The US-China battle for supremacy has turned commercial assets into strategic geopolitical instruments

- N Madhavan

CHENNAI Recently, J.D. Vance, the US vice president, confirmed what the world feared. He termed the competition between the US and China in developing artificial intelligence (AI) as an 'arms race'. Policy makers in both countries believe that whoever wins this race will dominate the world, going forward. At the core of this battle is computing power, and this has given a fresh impetus to the chip war that began between the US and China five years ago.

In May 2020, during his first term as the president of the US, Donald Trump fired the first salvo. The US commerce department added Chinese tech giant Huawei Technologies to the 'Entity List', a measure which prevented the company that sells smartphones, telecom equipment and cloud computing services from accessing advanced computer chips produced or developed using US technology or software. The reason? The US feared that Huawei's attractively priced products, backed by Chinese government subsidy, would soon dominate the next-generation telecom networks, ending American clout in the field. The move had a debilitating impact on Huawei. Its global expansion took a hit, and revenue crashed. "A corporate giant faced technological asphyxiation," Chris Miller, in his book Chip War, wrote.

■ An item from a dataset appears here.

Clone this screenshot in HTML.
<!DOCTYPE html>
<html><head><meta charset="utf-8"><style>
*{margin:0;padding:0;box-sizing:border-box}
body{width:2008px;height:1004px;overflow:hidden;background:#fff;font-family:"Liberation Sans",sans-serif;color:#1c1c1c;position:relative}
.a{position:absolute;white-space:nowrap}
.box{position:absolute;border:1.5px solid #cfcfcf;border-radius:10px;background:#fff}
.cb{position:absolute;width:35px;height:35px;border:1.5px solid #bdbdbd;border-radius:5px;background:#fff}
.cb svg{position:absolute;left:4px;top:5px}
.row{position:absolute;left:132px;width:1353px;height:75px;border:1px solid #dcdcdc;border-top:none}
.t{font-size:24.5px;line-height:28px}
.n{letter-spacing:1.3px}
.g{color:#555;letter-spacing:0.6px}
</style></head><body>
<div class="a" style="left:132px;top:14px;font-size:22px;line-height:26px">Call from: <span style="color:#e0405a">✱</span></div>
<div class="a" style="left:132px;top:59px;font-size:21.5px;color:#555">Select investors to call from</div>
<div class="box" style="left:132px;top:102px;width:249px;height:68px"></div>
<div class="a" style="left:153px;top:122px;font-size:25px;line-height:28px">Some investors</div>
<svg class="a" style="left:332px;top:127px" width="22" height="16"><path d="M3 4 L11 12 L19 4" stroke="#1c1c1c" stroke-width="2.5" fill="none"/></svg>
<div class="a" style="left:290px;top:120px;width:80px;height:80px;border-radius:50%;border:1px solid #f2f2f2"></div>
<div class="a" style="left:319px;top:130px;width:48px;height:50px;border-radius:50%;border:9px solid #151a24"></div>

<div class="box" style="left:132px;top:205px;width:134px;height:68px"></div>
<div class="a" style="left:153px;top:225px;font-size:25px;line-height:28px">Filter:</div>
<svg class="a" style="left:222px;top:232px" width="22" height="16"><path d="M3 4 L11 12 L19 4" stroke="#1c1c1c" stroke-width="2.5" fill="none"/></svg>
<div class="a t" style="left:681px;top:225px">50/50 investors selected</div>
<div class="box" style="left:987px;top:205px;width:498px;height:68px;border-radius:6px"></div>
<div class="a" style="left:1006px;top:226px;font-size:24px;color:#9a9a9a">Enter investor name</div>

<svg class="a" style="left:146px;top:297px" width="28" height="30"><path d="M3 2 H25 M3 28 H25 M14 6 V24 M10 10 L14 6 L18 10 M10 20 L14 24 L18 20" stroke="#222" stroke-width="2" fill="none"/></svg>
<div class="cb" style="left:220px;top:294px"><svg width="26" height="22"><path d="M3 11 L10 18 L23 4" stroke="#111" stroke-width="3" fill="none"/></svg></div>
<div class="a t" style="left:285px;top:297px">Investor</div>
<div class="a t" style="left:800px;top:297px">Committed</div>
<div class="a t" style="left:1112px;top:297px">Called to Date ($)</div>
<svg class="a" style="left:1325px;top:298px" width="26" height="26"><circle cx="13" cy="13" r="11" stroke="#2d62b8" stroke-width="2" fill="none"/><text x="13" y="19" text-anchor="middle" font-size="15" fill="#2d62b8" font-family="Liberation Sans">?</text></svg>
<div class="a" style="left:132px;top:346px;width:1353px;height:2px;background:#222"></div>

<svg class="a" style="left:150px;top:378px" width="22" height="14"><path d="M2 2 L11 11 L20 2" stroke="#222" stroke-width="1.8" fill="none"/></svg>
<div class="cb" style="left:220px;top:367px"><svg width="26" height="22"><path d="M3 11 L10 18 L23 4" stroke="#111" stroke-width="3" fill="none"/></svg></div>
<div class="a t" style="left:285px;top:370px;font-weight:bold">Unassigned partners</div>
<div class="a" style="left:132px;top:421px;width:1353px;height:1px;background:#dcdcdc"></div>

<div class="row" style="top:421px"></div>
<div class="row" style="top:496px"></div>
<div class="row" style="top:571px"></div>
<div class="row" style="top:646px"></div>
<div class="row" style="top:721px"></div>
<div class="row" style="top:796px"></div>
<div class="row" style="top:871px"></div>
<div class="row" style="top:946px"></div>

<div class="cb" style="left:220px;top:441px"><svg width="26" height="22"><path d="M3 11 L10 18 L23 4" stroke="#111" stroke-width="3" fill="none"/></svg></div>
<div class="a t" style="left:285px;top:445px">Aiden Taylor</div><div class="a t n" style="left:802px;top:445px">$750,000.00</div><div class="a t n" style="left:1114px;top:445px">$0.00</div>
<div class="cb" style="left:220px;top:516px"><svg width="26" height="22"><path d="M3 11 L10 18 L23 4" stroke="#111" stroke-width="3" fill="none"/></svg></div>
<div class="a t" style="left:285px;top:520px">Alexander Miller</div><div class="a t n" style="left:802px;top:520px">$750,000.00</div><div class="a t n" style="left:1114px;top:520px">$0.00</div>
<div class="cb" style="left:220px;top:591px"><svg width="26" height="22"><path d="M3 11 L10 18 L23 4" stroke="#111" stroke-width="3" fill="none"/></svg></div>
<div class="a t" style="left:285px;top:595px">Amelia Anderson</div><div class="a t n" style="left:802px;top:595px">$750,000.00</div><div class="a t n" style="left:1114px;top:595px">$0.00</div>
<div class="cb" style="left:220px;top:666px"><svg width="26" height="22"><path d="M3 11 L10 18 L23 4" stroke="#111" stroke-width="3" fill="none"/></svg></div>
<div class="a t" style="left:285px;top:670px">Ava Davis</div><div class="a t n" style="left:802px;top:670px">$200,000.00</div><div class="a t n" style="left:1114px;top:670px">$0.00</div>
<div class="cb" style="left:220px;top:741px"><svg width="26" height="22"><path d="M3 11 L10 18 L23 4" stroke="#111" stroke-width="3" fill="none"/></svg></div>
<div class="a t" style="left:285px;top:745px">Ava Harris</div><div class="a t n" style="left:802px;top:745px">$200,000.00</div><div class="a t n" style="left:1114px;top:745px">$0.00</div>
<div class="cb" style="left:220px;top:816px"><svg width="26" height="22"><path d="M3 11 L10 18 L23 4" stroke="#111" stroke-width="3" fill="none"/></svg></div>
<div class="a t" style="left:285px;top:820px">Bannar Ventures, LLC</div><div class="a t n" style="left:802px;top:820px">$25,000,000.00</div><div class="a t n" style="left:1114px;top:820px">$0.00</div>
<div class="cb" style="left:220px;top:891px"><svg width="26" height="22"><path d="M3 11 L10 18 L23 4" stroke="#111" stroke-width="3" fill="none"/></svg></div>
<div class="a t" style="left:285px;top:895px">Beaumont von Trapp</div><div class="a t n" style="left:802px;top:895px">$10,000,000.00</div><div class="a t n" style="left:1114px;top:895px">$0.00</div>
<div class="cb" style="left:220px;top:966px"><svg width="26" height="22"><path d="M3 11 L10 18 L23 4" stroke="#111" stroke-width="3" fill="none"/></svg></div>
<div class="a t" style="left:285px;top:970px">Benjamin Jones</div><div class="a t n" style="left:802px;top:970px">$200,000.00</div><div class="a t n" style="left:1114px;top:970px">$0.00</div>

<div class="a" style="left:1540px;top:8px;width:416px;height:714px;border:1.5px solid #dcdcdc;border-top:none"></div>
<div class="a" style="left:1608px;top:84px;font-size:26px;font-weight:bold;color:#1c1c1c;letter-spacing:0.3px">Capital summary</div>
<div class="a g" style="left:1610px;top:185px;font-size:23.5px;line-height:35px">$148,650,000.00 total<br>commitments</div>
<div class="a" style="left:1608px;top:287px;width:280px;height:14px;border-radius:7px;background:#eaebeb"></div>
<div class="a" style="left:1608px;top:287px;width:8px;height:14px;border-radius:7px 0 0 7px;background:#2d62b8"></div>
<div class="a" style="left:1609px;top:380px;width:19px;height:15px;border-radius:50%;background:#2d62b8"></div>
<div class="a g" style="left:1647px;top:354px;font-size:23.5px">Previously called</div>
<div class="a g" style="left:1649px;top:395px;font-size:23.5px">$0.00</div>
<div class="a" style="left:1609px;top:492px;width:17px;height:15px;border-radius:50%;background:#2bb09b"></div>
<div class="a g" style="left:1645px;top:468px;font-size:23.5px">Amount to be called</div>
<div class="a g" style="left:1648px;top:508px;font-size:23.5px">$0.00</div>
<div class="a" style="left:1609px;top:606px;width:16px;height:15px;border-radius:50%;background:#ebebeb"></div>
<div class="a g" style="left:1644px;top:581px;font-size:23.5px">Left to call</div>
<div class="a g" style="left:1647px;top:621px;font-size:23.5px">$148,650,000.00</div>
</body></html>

According to him, this development reminded China of its weakness. "In nearly every step of the process of producing semiconductors, China is staggeringly dependent on foreign technology, almost all of which is controlled by its geopolitical rivals—Taiwan, Japan, South Korea, or the US," he wrote. China began investing billions of dollars to develop its own semiconductor technology in a bid to free itself from America's chip choke, he added.